The Evolution of Application-Level Caching

We are moving toward a future where caching is increasingly integrated into the application runtime. Technologies like WebAssembly (Wasm) are allowing for "Sidecar Caching" logic that runs at the edge, closer to the user, but with the full context of the application's business logic.

Furthermore, we are seeing the rise of "Self-Healing Caches" that use machine learning to predict access patterns and pre-emptively fetch data before it is even requested. While these may seem like hype, the underlying principle remains the same: the application must be the orchestrator of its own performance.
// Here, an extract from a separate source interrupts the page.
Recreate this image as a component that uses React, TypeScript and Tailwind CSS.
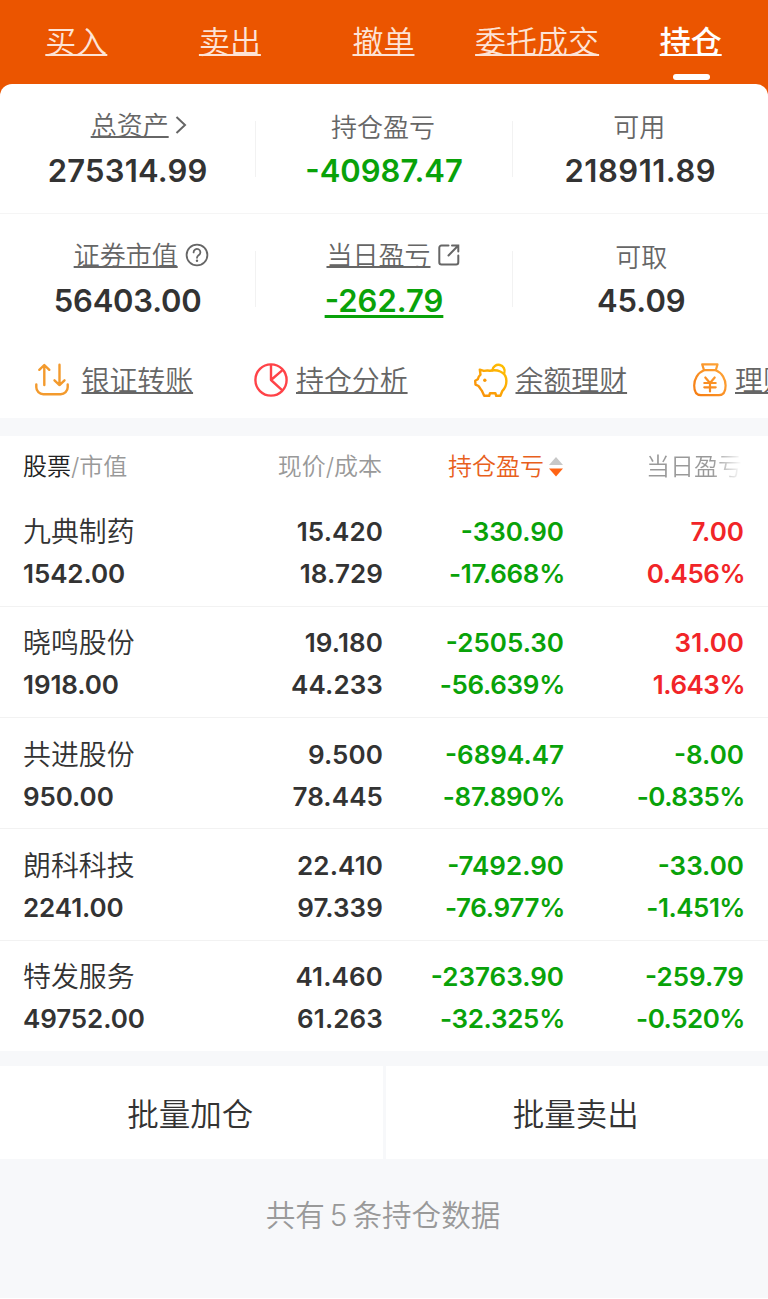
import { ReactNode } from 'react';

type Tone = 'up' | 'down';

interface Holding {
  name: string;
  value: string;
  price: string;
  cost: string;
  profit: string;
  profitRate: string;
  dayProfit: string;
  dayRate: string;
  dayTone: Tone;
}

const TABS = ['买入', '卖出', '撤单', '委托成交', '持仓'];
const ACTIVE_TAB = '持仓';

const HOLDINGS: Holding[] = [
  { name: '九典制药', value: '1542.00', price: '15.420', cost: '18.729', profit: '-330.90', profitRate: '-17.668%', dayProfit: '7.00', dayRate: '0.456%', dayTone: 'up' },
  { name: '晓鸣股份', value: '1918.00', price: '19.180', cost: '44.233', profit: '-2505.30', profitRate: '-56.639%', dayProfit: '31.00', dayRate: '1.643%', dayTone: 'up' },
  { name: '共进股份', value: '950.00', price: '9.500', cost: '78.445', profit: '-6894.47', profitRate: '-87.890%', dayProfit: '-8.00', dayRate: '-0.835%', dayTone: 'down' },
  { name: '朗科科技', value: '2241.00', price: '22.410', cost: '97.339', profit: '-7492.90', profitRate: '-76.977%', dayProfit: '-33.00', dayRate: '-1.451%', dayTone: 'down' },
  { name: '特发服务', value: '49752.00', price: '41.460', cost: '61.263', profit: '-23763.90', profitRate: '-32.325%', dayProfit: '-259.79', dayRate: '-0.520%', dayTone: 'down' },
];

const LINK = 'underline [text-decoration-skip-ink:none]';

function TransferIcon() {
  return (
    <svg width="34" height="34" viewBox="0 0 34 34" fill="none" stroke="#f39a2d" strokeWidth="2.4" strokeLinecap="round" strokeLinejoin="round">
      <path d="M9.3 22V2.5M4.3 6.8l5-4.8 5 4.8M24.5 1.8V22M19.5 17.3l5 4.8 5-4.8" />
      <path d="M1.3 21.5v2.7a7 7 0 0 0 7 7h17.4a7 7 0 0 0 7-7v-2.7" />
    </svg>
  );
}

function PieIcon() {
  return (
    <svg width="34" height="34" viewBox="0 0 34 34" fill="none" stroke="#ff4348" strokeWidth="2.4" strokeLinejoin="round">
      <circle cx="17" cy="17" r="15.6" />
      <path d="M17 1.3V17l11.2-9.7M17 17l11.6 10.6" />
    </svg>
  );
}

function PiggyIcon() {
  return (
    <svg width="34" height="34" viewBox="0 0 34 34" fill="none" stroke="url(#piggy)" strokeWidth="2.4" strokeLinecap="round" strokeLinejoin="round">
      <defs>
        <linearGradient id="piggy" x1="34" y1="0" x2="0" y2="34" gradientUnits="userSpaceOnUse">
          <stop stopColor="#ffc400" />
          <stop offset="1" stopColor="#f88a0c" />
        </linearGradient>
      </defs>
      <path d="M5.8 6.7l4 1.2c2-.4 4-.4 6-.2 3.500-.7 7.500-.6 10.500.8 4 1.700 6.100 5.200 6.100 9.600 0 4.700-2 8-4.200 10.100L26.400 32.800h-4.200l-.8-2.600h-5.400l-.8 2.600h-5l-2.200-4.900c-1.500-1.500-2.300-3.400-3.500-4.900l-3-1.400-.3-3.800 2.600-1.500c.4-2 1.200-3.300 2.700-4.600z" />
      <path d="M18.3 7.3a6.2 6.2 0 1 1 12 2.8" />
      <circle cx="10.800" cy="17.3" r="1.7" fill="#f99a0a" stroke="none" />
    </svg>
  );
}

function MoneyBagIcon() {
  return (
    <svg width="34" height="34" viewBox="0 0 34 34" fill="none" stroke="url(#bag)" strokeWidth="2.2" strokeLinecap="round" strokeLinejoin="round">
      <defs>
        <linearGradient id="bag" x1="34" y1="0" x2="0" y2="34" gradientUnits="userSpaceOnUse">
          <stop stopColor="#ffaa3d" />
          <stop offset="1" stopColor="#f57a10" />
        </linearGradient>
      </defs>
      <path d="M9.2 1.4h15.3l-1.7 5.8H11z" />
      <path d="M11 7.2C4.5 9.800 1.200 16.500 1.200 22.500c0 6 2.200 9.600 6.600 9.600h18.200c4.400 0 6.600-3.600 6.600-9.600 0-6-3.300-12.700-9.800-15.300" />
      <path d="M12.3 14.500l4.700 5.500 4.700-5.500M11.300 20h11.400M11.300 24.300h11.400M17 20v8.500" />
    </svg>
  );
}

function HelpIcon() {
  return (
    <svg className="-mt-0.5" width="24" height="24" viewBox="0 0 24 24" fill="none" stroke="#666" strokeWidth="1.8" strokeLinecap="round">
      <circle cx="12" cy="12" r="10.4" />
      <path d="M8.6 9.4a3.4 3.4 0 1 1 5.3 2.7c-1.3.9-1.9 1.5-1.9 2.7" />
      <circle cx="12" cy="17.8" r="1.2" fill="#666" stroke="none" />
    </svg>
  );
}

function ShareIcon() {
  return (
    <svg className="-mt-0.5" width="22" height="22" viewBox="0 0 22 22" fill="none" stroke="#666" strokeWidth="2" strokeLinecap="round">
      <path d="M10.5 1.5H3.5a2.2 2.2 0 0 0-2.2 2.2v14.600a2.2 2.2 0 0 0 2.2 2.2h14.600a2.2 2.2 0 0 0 2.2-2.2V11.5" />
      <path d="M14 1.5h6.3v6M20 1.8l-9.5 9.7" />
    </svg>
  );
}

function ChevronIcon() {
  return (
    <svg className="-mt-0.5" width="12" height="18" viewBox="0 0 12 18" fill="none" stroke="#666" strokeWidth="2">
      <path d="M1.5 1l8.5 8-8.5 8" />
    </svg>
  );
}

interface StatProps {
  label: string;
  value: string;
  icon?: ReactNode;
  labelClass?: string;
  valueClass?: string;
}

function Stat({ label, value, icon, labelClass = '', valueClass = 'text-[#333] tracking-[0.2px]' }: StatProps) {
  return (
    <div className="flex flex-1 flex-col items-center">
      <div className={`flex h-8 items-center text-[26px] leading-8 text-[#666] ${labelClass}`}>
        <span className={icon ? `${LINK} decoration-2 underline-offset-[1px]` : ''}>{label}</span>
        {icon}
      </div>
      <div className={`mt-[9px] text-[31px] font-semibold leading-10 ${valueClass}`}>{value}</div>
    </div>
  );
}

function QuickLink({ icon, label, textClass = 'ml-2' }: { icon: ReactNode; label: string; textClass?: string }) {
  return (
    <div className="flex w-[219.5px] shrink-0 items-start">
      <span className="mt-px">{icon}</span>
      <span className={`mt-px whitespace-nowrap text-[27.9px] leading-9 text-[#666] decoration-2 underline-offset-[1px] ${LINK} ${textClass}`}>{label}</span>
    </div>
  );
}

function HoldingRow({ item, last }: { item: Holding; last: boolean }) {
  const dayColor = item.dayTone === 'up' ? 'text-[#f12528]' : 'text-[#09a209]';
  return (
    <div className={`flex px-6 pt-[15.5px] text-[26px] font-semibold leading-[42px] text-[#333] ${last ? 'h-[110.5px]' : 'h-[111.25px] border-b border-[#f2f2f2]'}`}>
      <div className="-ml-px w-[170px]">
        <div className="text-[27.9px] font-[350]">{item.name}</div>
        <div className="tracking-[-0.1px]">{item.value}</div>
      </div>
      <div className="w-[190px] text-right">
        <div className="tracking-[0.1px]">{item.price}</div>
        <div className="tracking-[0.1px]">{item.cost}</div>
      </div>
      <div className="w-[181px] text-right text-[#09a209]">
        <div>{item.profit}</div>
        <div className="-mr-px tracking-[-0.3px]">{item.profitRate}</div>
      </div>
      <div className={`w-[180px] text-right ${dayColor}`}>
        <div>{item.dayProfit}</div>
        <div className="-mr-px tracking-[-0.5px]">{item.dayRate}</div>
      </div>
    </div>
  );
}

export default function App() {
  return (
    <div className="h-[1299px] w-[768px] overflow-hidden border-b border-white bg-[#f7f8fa] font-['Inter','Noto_Sans_CJK_SC',sans-serif] font-[350]">
      <div className="bg-[#eb5500]">
        <nav className="grid h-[84px] grid-cols-5">
          {TABS.map(tab => {
            const active = tab === ACTIVE_TAB;
            return (
              <div key={tab} className="flex flex-col items-center pt-[22px]">
                <span className={`-ml-px text-[31px] leading-10 decoration-2 underline-offset-[1px] ${LINK} ${active ? 'font-medium text-white' : 'text-[#fde3d6]'}`}>
                  {tab}
                </span>
                {active && <span className="mt-3 h-1.5 w-[37px] rounded-full bg-white" />}
              </div>
            );
          })}
        </nav>

        <section className="h-[334px] overflow-hidden rounded-t-xl bg-white">
          <div className="flex h-[130px] items-start border-b border-[#f5f5f5] pt-[26px]">
            <Stat label="总资产" value="275314.99" labelClass="pl-[22px] gap-1.5" icon={<ChevronIcon />} />
            <div className="mt-[11px] h-14 w-px bg-[#f2f2f2]" />
            <Stat label="持仓盈亏" value="-40987.47" labelClass="pt-1 pr-0.5" valueClass="text-[#09a209]" />
            <div className="mt-[11px] h-14 w-px bg-[#f2f2f2]" />
            <Stat label="可用" value="218911.89" labelClass="pt-1 pr-0.5" valueClass="text-[#333] tracking-[0.5px]" />
          </div>
          <div className="flex h-[127px] items-start pt-[26px]">
            <Stat label="证券市值" value="56403.00" labelClass="pl-[27px] gap-[7px]" icon={<HelpIcon />} valueClass="text-[#333] tracking-[-0.2px]" />
            <div className="mt-[11px] h-14 w-px bg-[#f2f2f2]" />
            <Stat
              label="当日盈亏"
              value="-262.79"
              labelClass="pl-[18px] gap-[7px]"
              icon={<ShareIcon />}
              valueClass={`text-[#09a209] ${LINK} decoration-[3px] underline-offset-[3px]`}
            />
            <div className="mt-[11px] h-14 w-px bg-[#f2f2f2]" />
            <Stat label="可取" value="45.09" labelClass="pt-1 pl-0.5" valueClass="pl-0.5 text-[#333]" />
          </div>
          <div className="flex h-[77px] items-start overflow-hidden pl-[34.5px] pt-[21px]">
            <QuickLink icon={<TransferIcon />} label="银证转账" textClass="ml-[13px]" />
            <QuickLink icon={<PieIcon />} label="持仓分析" />
            <QuickLink icon={<PiggyIcon />} label="余额理财" />
            <QuickLink icon={<MoneyBagIcon />} label="理财" />
          </div>
        </section>
      </div>

      <section className="mt-[18px] bg-white">
        <div className="flex h-[59.5px] px-6 pt-[11px] text-[24px] leading-10 text-[#999]">
          <div className="-ml-px w-[170px]">
            <span className="text-[#222]">股票</span>/市值
          </div>
          <div className="-ml-px mr-px w-[190px] text-right">现价/成本</div>
          <div className="flex h-10 w-[181px] items-center justify-end gap-1 text-[#e8601c]">
            持仓盈亏
            <svg width="16" height="20" viewBox="0 0 16 20">
              <path d="M8 0l7 8H1z" fill="#c8c8c8" />
              <path d="M1 11.5h14L8 19.5z" fill="#ff6414" />
            </svg>
          </div>
          <div className="-ml-0.5 w-[180px] bg-linear-to-r from-[#999] from-83% to-white bg-clip-text text-right text-transparent">当日盈亏</div>
        </div>
        {HOLDINGS.map((item, i) => (
          <HoldingRow key={item.name} item={item} last={i === HOLDINGS.length - 1} />
        ))}
      </section>

      <div className="mt-[15px] flex h-[93px] gap-[3px] text-[31.5px] text-[#333]">
        <button className="flex-1 bg-white pr-0.5 pt-1">批量加仓</button>
        <button className="flex-1 bg-white pr-0.5 pt-1">批量卖出</button>
      </div>

      <div className="flex justify-center gap-[5px] pt-9 pr-0.5 text-[29.6px] leading-10 text-[#999]">
        <span>共有</span>
        <span>5</span>
        <span>条持仓数据</span>
      </div>
    </div>
  );
}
By treating caching as a first-class architectural pattern rather than a simple infrastructure add-on, we build systems that are not only faster but more resilient, observable, and scalable. The goal is not to hide a slow database, but to create a sophisticated data delivery pipeline that anticipates the needs of the user.

TL;DR

• Infrastructure is not enough: Redis and Memcached are tools; the logic of how data moves is an application concern.
• Avoid the TTL Cliff: Use Probabilistic Early Recomputation (PER) to refresh data before it expires, preventing latency spikes.
• Prevent Thundering Herds: Implement Request Collapsing (Singleflight) to ensure only one database fetch occurs for any given cache miss.
• Tier Your Cache: Use L1 (in-memory) and L2 (distributed) caches to minimize network latency, but ensure you have a robust invalidation strategy via Pub/Sub.
• Write-Behind for Throughput: Use asynchronous writes for high-volume data, but mitigate risk with persistent queues.
• Negative Caching: Always cache the absence of data to prevent database exhaustion from non-existent key lookups.
• Observability is Mandatory: Monitor hit ratios and eviction rates as core system health metrics.